Offshore wind industry must quickly respond to a changing global risk profile in order to avoid large-scale financial losses, GCube Insurance said.

As the offshore wind sector expands globally, prices fall, and technology evolves, asset owners and investors are becoming increasingly exposed to technical and supply chain risks, alongside natural catastrophe and extreme weather, the renewable energy insurance services provider said.

More sustainable approaches to risk management and insurance are required to ensure that this changing risk profile does not impact project delivery and successful long-term operations.

GCube’s analysis of claims data gathered over the past twelve months from construction projects and operational offshore wind farms highlights several key trends that must be carefully managed in order to ensure project success.

This includes a number of costly inter-array cable faults caused by malfunction of fibre optics designed to monitor cable performance. Cabling losses account for 55% of total claims handled by GCube in the past 12 months.

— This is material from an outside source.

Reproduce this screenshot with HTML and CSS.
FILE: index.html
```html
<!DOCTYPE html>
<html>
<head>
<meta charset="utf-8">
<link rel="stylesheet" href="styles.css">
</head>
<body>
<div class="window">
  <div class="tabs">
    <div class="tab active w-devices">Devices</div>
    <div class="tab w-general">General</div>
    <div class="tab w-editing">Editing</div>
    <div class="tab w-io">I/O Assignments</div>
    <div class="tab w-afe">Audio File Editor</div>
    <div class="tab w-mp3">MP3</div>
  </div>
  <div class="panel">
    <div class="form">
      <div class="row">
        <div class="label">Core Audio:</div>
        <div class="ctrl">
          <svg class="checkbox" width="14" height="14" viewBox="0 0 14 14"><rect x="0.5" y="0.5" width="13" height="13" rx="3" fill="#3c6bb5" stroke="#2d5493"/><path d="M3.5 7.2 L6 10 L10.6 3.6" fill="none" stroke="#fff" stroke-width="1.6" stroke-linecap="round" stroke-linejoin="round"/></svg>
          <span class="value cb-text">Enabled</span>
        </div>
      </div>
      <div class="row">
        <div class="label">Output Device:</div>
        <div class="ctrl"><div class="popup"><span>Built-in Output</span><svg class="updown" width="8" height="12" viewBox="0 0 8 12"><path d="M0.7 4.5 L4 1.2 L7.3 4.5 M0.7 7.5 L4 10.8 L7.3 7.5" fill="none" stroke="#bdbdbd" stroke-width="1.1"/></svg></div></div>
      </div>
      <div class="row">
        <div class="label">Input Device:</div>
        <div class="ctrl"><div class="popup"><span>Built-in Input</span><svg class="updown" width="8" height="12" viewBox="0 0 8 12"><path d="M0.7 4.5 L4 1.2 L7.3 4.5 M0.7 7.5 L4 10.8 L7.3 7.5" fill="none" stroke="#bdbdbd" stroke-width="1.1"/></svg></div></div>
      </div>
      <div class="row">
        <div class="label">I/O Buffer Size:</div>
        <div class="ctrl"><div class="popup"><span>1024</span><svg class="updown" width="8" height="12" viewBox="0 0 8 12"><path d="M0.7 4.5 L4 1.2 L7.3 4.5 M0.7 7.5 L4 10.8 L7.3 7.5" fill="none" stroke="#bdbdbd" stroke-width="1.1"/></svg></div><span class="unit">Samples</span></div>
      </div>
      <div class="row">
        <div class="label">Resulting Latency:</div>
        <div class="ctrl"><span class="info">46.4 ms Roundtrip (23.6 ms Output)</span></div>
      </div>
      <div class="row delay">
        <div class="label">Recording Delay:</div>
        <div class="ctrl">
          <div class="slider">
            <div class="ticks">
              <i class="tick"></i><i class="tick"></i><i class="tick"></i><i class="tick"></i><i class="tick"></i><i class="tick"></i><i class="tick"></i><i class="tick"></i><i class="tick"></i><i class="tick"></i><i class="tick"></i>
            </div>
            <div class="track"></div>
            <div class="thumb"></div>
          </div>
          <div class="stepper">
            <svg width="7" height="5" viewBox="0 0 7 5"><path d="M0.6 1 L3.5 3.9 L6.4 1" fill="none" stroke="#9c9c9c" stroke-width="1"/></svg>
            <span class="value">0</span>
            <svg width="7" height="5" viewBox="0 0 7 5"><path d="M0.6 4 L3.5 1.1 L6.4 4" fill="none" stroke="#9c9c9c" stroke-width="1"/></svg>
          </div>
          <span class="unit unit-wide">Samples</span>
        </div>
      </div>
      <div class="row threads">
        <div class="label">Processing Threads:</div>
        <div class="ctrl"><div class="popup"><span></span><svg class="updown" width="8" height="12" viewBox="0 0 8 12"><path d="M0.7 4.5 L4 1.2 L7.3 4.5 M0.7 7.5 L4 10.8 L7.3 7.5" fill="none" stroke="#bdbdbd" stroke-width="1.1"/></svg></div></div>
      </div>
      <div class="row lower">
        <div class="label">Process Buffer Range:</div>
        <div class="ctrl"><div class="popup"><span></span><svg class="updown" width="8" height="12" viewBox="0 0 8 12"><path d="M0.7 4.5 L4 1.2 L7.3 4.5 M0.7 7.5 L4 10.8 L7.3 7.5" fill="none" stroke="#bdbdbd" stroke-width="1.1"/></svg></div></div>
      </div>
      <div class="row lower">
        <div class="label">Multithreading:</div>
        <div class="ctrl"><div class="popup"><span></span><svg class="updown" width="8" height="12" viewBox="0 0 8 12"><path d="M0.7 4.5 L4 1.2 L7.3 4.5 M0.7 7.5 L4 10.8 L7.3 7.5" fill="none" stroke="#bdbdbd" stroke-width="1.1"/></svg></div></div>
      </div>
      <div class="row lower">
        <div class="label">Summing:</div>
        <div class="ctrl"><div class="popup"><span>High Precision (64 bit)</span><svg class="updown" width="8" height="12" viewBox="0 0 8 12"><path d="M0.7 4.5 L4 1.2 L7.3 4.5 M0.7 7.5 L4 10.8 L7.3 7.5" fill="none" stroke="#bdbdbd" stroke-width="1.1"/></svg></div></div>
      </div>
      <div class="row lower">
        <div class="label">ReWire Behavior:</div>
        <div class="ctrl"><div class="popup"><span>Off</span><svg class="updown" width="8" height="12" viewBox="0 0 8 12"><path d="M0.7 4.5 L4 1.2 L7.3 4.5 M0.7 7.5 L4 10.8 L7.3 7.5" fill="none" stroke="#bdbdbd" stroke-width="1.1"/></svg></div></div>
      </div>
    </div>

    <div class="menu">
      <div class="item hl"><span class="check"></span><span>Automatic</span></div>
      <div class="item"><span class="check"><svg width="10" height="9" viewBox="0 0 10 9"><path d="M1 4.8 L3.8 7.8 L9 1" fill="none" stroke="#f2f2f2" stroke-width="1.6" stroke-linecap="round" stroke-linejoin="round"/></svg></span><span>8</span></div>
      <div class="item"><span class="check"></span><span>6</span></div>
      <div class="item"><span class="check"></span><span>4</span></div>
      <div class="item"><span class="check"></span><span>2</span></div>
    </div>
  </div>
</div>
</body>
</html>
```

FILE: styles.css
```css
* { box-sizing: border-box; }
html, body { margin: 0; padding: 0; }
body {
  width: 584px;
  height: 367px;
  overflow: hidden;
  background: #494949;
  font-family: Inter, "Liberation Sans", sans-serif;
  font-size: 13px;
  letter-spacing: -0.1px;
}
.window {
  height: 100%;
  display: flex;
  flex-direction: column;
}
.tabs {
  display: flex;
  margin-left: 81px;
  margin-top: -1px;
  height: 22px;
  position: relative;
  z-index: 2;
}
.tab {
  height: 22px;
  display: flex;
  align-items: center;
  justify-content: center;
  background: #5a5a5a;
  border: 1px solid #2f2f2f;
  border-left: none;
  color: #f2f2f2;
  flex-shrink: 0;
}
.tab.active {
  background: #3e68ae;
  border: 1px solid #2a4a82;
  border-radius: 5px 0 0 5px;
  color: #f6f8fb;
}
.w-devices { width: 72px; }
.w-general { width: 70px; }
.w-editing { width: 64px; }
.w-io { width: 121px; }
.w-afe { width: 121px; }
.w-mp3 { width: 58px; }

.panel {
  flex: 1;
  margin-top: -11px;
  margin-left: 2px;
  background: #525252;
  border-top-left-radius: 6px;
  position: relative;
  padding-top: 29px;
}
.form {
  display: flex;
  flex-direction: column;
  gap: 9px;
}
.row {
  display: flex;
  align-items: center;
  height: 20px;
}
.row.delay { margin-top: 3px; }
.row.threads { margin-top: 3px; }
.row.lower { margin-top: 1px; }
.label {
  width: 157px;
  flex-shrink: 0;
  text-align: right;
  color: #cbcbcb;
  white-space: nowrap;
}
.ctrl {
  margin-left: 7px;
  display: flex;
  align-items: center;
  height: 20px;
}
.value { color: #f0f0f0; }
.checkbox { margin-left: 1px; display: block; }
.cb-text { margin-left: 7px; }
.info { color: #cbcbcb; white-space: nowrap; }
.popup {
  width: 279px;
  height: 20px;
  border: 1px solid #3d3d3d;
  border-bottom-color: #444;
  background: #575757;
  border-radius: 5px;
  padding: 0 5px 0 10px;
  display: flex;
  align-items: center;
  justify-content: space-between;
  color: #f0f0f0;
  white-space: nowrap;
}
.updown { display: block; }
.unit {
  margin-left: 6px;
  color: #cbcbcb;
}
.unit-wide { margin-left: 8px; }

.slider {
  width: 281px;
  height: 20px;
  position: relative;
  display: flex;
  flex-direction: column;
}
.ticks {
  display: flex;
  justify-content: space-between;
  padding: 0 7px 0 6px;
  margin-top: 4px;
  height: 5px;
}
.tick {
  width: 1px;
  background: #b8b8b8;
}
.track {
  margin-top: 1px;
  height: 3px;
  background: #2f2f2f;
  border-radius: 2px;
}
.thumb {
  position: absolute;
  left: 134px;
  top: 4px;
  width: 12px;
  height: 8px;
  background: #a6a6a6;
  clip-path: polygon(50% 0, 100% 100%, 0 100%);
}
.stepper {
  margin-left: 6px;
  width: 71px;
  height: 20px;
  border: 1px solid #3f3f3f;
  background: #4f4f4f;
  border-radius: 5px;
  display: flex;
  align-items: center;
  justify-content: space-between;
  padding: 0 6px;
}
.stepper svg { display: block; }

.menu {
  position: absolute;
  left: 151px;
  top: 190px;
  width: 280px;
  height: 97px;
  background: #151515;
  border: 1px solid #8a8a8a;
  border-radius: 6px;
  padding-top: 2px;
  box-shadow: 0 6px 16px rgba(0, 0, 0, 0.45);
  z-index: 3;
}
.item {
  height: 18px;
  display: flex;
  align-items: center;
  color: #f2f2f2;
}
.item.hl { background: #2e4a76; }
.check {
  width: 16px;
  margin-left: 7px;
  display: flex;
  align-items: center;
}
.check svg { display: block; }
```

The analysis has also revealed a rise in the frequency and severity of claims relating to foundations – particularly monopiles installed at deepwater sites. Foundation-related losses now account for 35% of total claims.

When it comes to the floating wind, significant mechanical breakdown losses incurred at all but one of the floating wind installations currently in operation worldwide, GCube Insurance said.

Looking beyond Europe, increased exposure to natural catastrophe in the Taiwanese and US offshore wind markets as well as losses involving extreme weather events that cause significant project damage but do not fall under conventional definitions of natural catastrophe.

And lastly, ongoing issues related to contractor error as the industry drives to reduce the levelized cost of energy in established markets, putting pressure on the supply chain, and begins to work with inexperienced local teams in emerging markets. Human error is involved in 70% of total claims over the past 12 months.

“Many of these claims trends could be marked down as ‘growing pains’ linked to global expansion and a drive for cost parity with conventional energy. However, if they are not properly managed, they will put these goals at risk,” said Jatin Sharma, President, GCube Insurance Services.

“If the industry continues to squeeze the supply chain, while at the same time commercialising new technologies in new global markets, it will become increasingly vulnerable to large-scale financial losses that dent investor confidence and put projects at risk. A long-term, responsible outlook is required – both from offshore wind asset developers and owners, and from insurance providers – to ensure that lessons are learnt quickly, and take into account the changing risk profile of construction and operation.”